### WHAT IS REQUIRED
Reproduce the listing below character for character; drop every image.

☆ ☆ ☆ ☆ ☆

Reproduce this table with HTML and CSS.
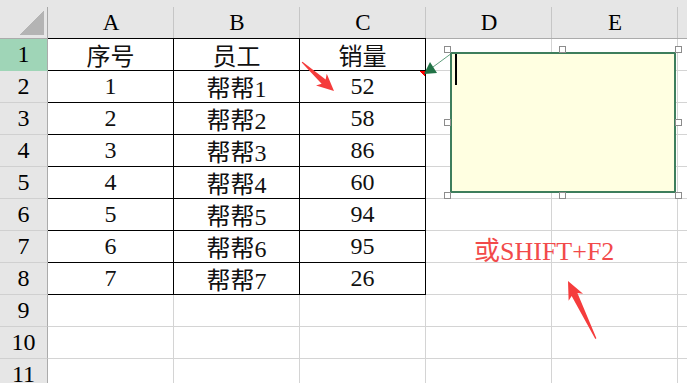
FILE: index.html
```html
<!DOCTYPE html>
<html lang="zh-CN">
<head>
  <meta charset="UTF-8">
  <title>销量</title>
  <link rel="stylesheet" href="styles.css">
</head>
<body>
  <div class="sheet">
    <div class="grid">
      <!-- column headers -->
      <div class="ch corner"></div>
      <div class="ch edge">A</div>
      <div class="ch edge">B</div>
      <div class="ch edge">C</div>
      <div class="ch">D</div>
      <div class="ch">E</div>
      <div class="ch end"></div>

      <div class="rh sel">1</div>
      <div class="cell t">序号</div><div class="cell t">员工</div><div class="cell t">销量</div>
      <div class="cell"></div><div class="cell"></div><div class="cell end"></div>

      <div class="rh">2</div>
      <div class="cell t">1</div><div class="cell t">帮帮1</div><div class="cell t note">52</div>
      <div class="cell"></div><div class="cell"></div><div class="cell end"></div>

      <div class="rh">3</div>
      <div class="cell t">2</div><div class="cell t">帮帮2</div><div class="cell t">58</div>
      <div class="cell"></div><div class="cell"></div><div class="cell end"></div>

      <div class="rh">4</div>
      <div class="cell t">3</div><div class="cell t">帮帮3</div><div class="cell t">86</div>
      <div class="cell"></div><div class="cell"></div><div class="cell end"></div>

      <div class="rh">5</div>
      <div class="cell t">4</div><div class="cell t">帮帮4</div><div class="cell t">60</div>
      <div class="cell"></div><div class="cell"></div><div class="cell end"></div>

      <div class="rh">6</div>
      <div class="cell t">5</div><div class="cell t">帮帮5</div><div class="cell t">94</div>
      <div class="cell"></div><div class="cell"></div><div class="cell end"></div>

      <div class="rh">7</div>
      <div class="cell t">6</div><div class="cell t">帮帮6</div><div class="cell t">95</div>
      <div class="cell"></div><div class="cell"></div><div class="cell end"></div>

      <div class="rh">8</div>
      <div class="cell t">7</div><div class="cell t">帮帮7</div><div class="cell t">26</div>
      <div class="cell"></div><div class="cell"></div><div class="cell end"></div>

      <div class="rh">9</div>
      <div class="cell"></div><div class="cell"></div><div class="cell"></div>
      <div class="cell"></div><div class="cell"></div><div class="cell end"></div>

      <div class="rh">10</div>
      <div class="cell"></div><div class="cell"></div><div class="cell"></div>
      <div class="cell"></div><div class="cell"></div><div class="cell end"></div>

      <div class="rh">11</div>
      <div class="cell"></div><div class="cell"></div><div class="cell"></div>
      <div class="cell"></div><div class="cell"></div><div class="cell end"></div>
    </div>

    <!-- connector from C2 to the comment, plus the two red pointers -->
    <svg class="marks" width="687" height="383" viewBox="0 0 687 383">
      <line x1="452" y1="53" x2="433" y2="67" stroke="#5f9e7c" stroke-width="1"/>
      <polygon points="424,74 430,62 437,73" fill="#217346"/>
      <g transform="translate(334 91) rotate(-137.9)">
        <polygon points="0,0 17,8 14,3 43,0.6 43,-0.6 14,-3 17,-8" fill="#f53c3c"/>
      </g>
      <g transform="translate(568 281) rotate(64.2)">
        <polygon points="0,0 18,8 15,3.2 64,0.6 64,-0.6 15,-3.2 18,-8" fill="#f53c3c"/>
      </g>
    </svg>

    <div class="comment">
      <span class="caret"></span>
      <span class="handle h-tl"></span>
      <span class="handle h-tm"></span>
      <span class="handle h-tr"></span>
      <span class="handle h-ml"></span>
      <span class="handle h-mr"></span>
      <span class="handle h-bl"></span>
      <span class="handle h-bm"></span>
      <span class="handle h-br"></span>
    </div>

    <div class="callout">或SHIFT+F2</div>
  </div>
</body>
</html>
```

FILE: styles.css
```css
body {
  margin: 0;
  background: #fff;
  overflow: hidden;
  color: #000;
}

.sheet {
  position: relative;
  width: 687px;
  height: 383px;
  overflow: hidden;
  font-family: "Liberation Serif", "Noto Sans CJK SC", serif;
}

.grid {
  display: grid;
  grid-template-columns: 48px repeat(5, 126px) 10px;
  grid-template-rows: 39px;
  grid-auto-rows: 32px;
  font-family: "Liberation Serif", "Noto Sans CJK SC", serif;
}

.grid > div {
  box-sizing: border-box;
  display: flex;
  align-items: center;
  justify-content: center;
}

/* column headers: separators start a few px below the top */
.ch {
  background: linear-gradient(#c6c6c6, #c6c6c6) right 7px / 1px calc(100% - 7px) no-repeat, #e6e6e6;
  border-bottom: 1px solid #ababab;
  font-size: 23px;
  padding-top: 7px;
}

.ch.edge {
  border-bottom-color: #000;
}

.ch.end {
  background: #e6e6e6;
}

.ch.corner {
  background:
    linear-gradient(to bottom right, transparent 50%, #b4b4b4 50%) 19px 11px / 25px 24px no-repeat,
    linear-gradient(#a8a8a8, #a8a8a8) right 7px / 1px calc(100% - 7px) no-repeat,
    #e6e6e6;
}

/* row headers */
.rh {
  background: #e6e6e6;
  border-right: 1px solid #ababab;
  border-bottom: 1px solid #d0d0d0;
  font-size: 24px;
}

.rh.sel {
  background: #9fd5b7;
  border-bottom-color: #9fd5b7;
}

.cell {
  border-right: 1px solid #d4d4d4;
  border-bottom: 1px solid #d4d4d4;
  font-size: 24px;
  color: #111;
}

.cell.end {
  border-right: none;
}

.cell.t {
  border-right-color: #000;
  border-bottom-color: #000;
}

/* red corner flag on a cell that carries a comment */
.cell.note {
  background: linear-gradient(to bottom left, #f00 50%, transparent 50%) right top / 6px 6px no-repeat;
}

.marks {
  position: absolute;
  left: 0;
  top: 0;
}

.comment {
  position: absolute;
  left: 450px;
  top: 52px;
  width: 226px;
  height: 141px;
  box-sizing: border-box;
  background: #ffffe1;
  border: 2px solid #3e7e5c;
  padding: 0 0 0 3px;
}

.caret {
  display: block;
  width: 2px;
  height: 31px;
  background: #000;
}

.handle {
  position: absolute;
  width: 7px;
  height: 7px;
  box-sizing: border-box;
  border: 1px solid #8c8c8c;
  background: #fff;
}

.h-tl { left: -8px; top: -8px; }
.h-tm { left: calc(50% - 4px); top: -8px; }
.h-tr { right: -8px; top: -8px; }
.h-ml { left: -8px; top: calc(50% - 4px); }
.h-mr { right: -8px; top: calc(50% - 4px); }
.h-bl { left: -8px; bottom: -8px; }
.h-bm { left: calc(50% - 4px); bottom: -8px; }
.h-br { right: -8px; bottom: -8px; }

.callout {
  position: absolute;
  left: 474px;
  top: 236px;
  font-size: 26px;
  color: #f24a4a;
  line-height: 32px;
}
```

☆ ☆ ☆ ☆ ☆

### EXERCISE SOLUTION
Reproduce this table with HTML and CSS.
FILE: index.html
```html
<!DOCTYPE html>
<html lang="zh-CN">
<head>
  <meta charset="UTF-8">
  <title>销量</title>
  <link rel="stylesheet" href="styles.css">
</head>
<body>
  <div class="sheet">
    <div class="grid">
      <!-- column headers -->
      <div class="ch corner"></div>
      <div class="ch edge">A</div>
      <div class="ch edge">B</div>
      <div class="ch edge">C</div>
      <div class="ch">D</div>
      <div class="ch">E</div>
      <div class="ch end"></div>

      <div class="rh sel">1</div>
      <div class="cell t">序号</div><div class="cell t">员工</div><div class="cell t">销量</div>
      <div class="cell"></div><div class="cell"></div><div class="cell end"></div>

      <div class="rh">2</div>
      <div class="cell t">1</div><div class="cell t">帮帮1</div><div class="cell t note">52</div>
      <div class="cell"></div><div class="cell"></div><div class="cell end"></div>

      <div class="rh">3</div>
      <div class="cell t">2</div><div class="cell t">帮帮2</div><div class="cell t">58</div>
      <div class="cell"></div><div class="cell"></div><div class="cell end"></div>

      <div class="rh">4</div>
      <div class="cell t">3</div><div class="cell t">帮帮3</div><div class="cell t">86</div>
      <div class="cell"></div><div class="cell"></div><div class="cell end"></div>

      <div class="rh">5</div>
      <div class="cell t">4</div><div class="cell t">帮帮4</div><div class="cell t">60</div>
      <div class="cell"></div><div class="cell"></div><div class="cell end"></div>

      <div class="rh">6</div>
      <div class="cell t">5</div><div class="cell t">帮帮5</div><div class="cell t">94</div>
      <div class="cell"></div><div class="cell"></div><div class="cell end"></div>

      <div class="rh">7</div>
      <div class="cell t">6</div><div class="cell t">帮帮6</div><div class="cell t">95</div>
      <div class="cell"></div><div class="cell"></div><div class="cell end"></div>

      <div class="rh">8</div>
      <div class="cell t">7</div><div class="cell t">帮帮7</div><div class="cell t">26</div>
      <div class="cell"></div><div class="cell"></div><div class="cell end"></div>

      <div class="rh">9</div>
      <div class="cell"></div><div class="cell"></div><div class="cell"></div>
      <div class="cell"></div><div class="cell"></div><div class="cell end"></div>

      <div class="rh">10</div>
      <div class="cell"></div><div class="cell"></div><div class="cell"></div>
      <div class="cell"></div><div class="cell"></div><div class="cell end"></div>

      <div class="rh">11</div>
      <div class="cell"></div><div class="cell"></div><div class="cell"></div>
      <div class="cell"></div><div class="cell"></div><div class="cell end"></div>
    </div>

    <!-- connector from C2 to the comment, plus the two red pointers -->
    <svg class="marks" width="687" height="383" viewBox="0 0 687 383">
      <line x1="452" y1="53" x2="433" y2="67" stroke="#5f9e7c" stroke-width="1"/>
      <polygon points="424,74 430,62 437,73" fill="#217346"/>
      <g transform="translate(334 91) rotate(-137.9)">
        <polygon points="0,0 17,8 14,3 43,0.6 43,-0.6 14,-3 17,-8" fill="#f53c3c"/>
      </g>
      <g transform="translate(568 281) rotate(64.2)">
        <polygon points="0,0 18,8 15,3.2 64,0.6 64,-0.6 15,-3.2 18,-8" fill="#f53c3c"/>
      </g>
    </svg>

    <div class="comment">
      <span class="caret"></span>
      <span class="handle h-tl"></span>
      <span class="handle h-tm"></span>
      <span class="handle h-tr"></span>
      <span class="handle h-ml"></span>
      <span class="handle h-mr"></span>
      <span class="handle h-bl"></span>
      <span class="handle h-bm"></span>
      <span class="handle h-br"></span>
    </div>

    <div class="callout">或SHIFT+F2</div>
  </div>
</body>
</html>
```

FILE: styles.css
```css
body {
  margin: 0;
  background: #fff;
  overflow: hidden;
  color: #000;
}

.sheet {
  position: relative;
  width: 687px;
  height: 383px;
  overflow: hidden;
  font-family: "Liberation Serif", "Noto Sans CJK SC", serif;
}

.grid {
  display: grid;
  grid-template-columns: 48px repeat(5, 126px) 10px;
  grid-template-rows: 39px;
  grid-auto-rows: 32px;
  font-family: "Liberation Serif", "Noto Sans CJK SC", serif;
}

.grid > div {
  box-sizing: border-box;
  display: flex;
  align-items: center;
  justify-content: center;
}

/* column headers: separators start a few px below the top */
.ch {
  background: linear-gradient(#c6c6c6, #c6c6c6) right 7px / 1px calc(100% - 7px) no-repeat, #e6e6e6;
  border-bottom: 1px solid #ababab;
  font-size: 23px;
  padding-top: 7px;
}

.ch.edge {
  border-bottom-color: #000;
}

.ch.end {
  background: #e6e6e6;
}

.ch.corner {
  background:
    linear-gradient(to bottom right, transparent 50%, #b4b4b4 50%) 19px 11px / 25px 24px no-repeat,
    linear-gradient(#a8a8a8, #a8a8a8) right 7px / 1px calc(100% - 7px) no-repeat,
    #e6e6e6;
}

/* row headers */
.rh {
  background: #e6e6e6;
  border-right: 1px solid #ababab;
  border-bottom: 1px solid #d0d0d0;
  font-size: 24px;
}

.rh.sel {
  background: #9fd5b7;
  border-bottom-color: #9fd5b7;
}

.cell {
  border-right: 1px solid #d4d4d4;
  border-bottom: 1px solid #d4d4d4;
  font-size: 24px;
  color: #111;
}

.cell.end {
  border-right: none;
}

.cell.t {
  border-right-color: #000;
  border-bottom-color: #000;
}

/* red corner flag on a cell that carries a comment */
.cell.note {
  background: linear-gradient(to bottom left, #f00 50%, transparent 50%) right top / 6px 6px no-repeat;
}

.marks {
  position: absolute;
  left: 0;
  top: 0;
}

.comment {
  position: absolute;
  left: 450px;
  top: 52px;
  width: 226px;
  height: 141px;
  box-sizing: border-box;
  background: #ffffe1;
  border: 2px solid #3e7e5c;
  padding: 0 0 0 3px;
}

.caret {
  display: block;
  width: 2px;
  height: 31px;
  background: #000;
}

.handle {
  position: absolute;
  width: 7px;
  height: 7px;
  box-sizing: border-box;
  border: 1px solid #8c8c8c;
  background: #fff;
}

.h-tl { left: -8px; top: -8px; }
.h-tm { left: calc(50% - 4px); top: -8px; }
.h-tr { right: -8px; top: -8px; }
.h-ml { left: -8px; top: calc(50% - 4px); }
.h-mr { right: -8px; top: calc(50% - 4px); }
.h-bl { left: -8px; bottom: -8px; }
.h-bm { left: calc(50% - 4px); bottom: -8px; }
.h-br { right: -8px; bottom: -8px; }

.callout {
  position: absolute;
  left: 474px;
  top: 236px;
  font-size: 26px;
  color: #f24a4a;
  line-height: 32px;
}
```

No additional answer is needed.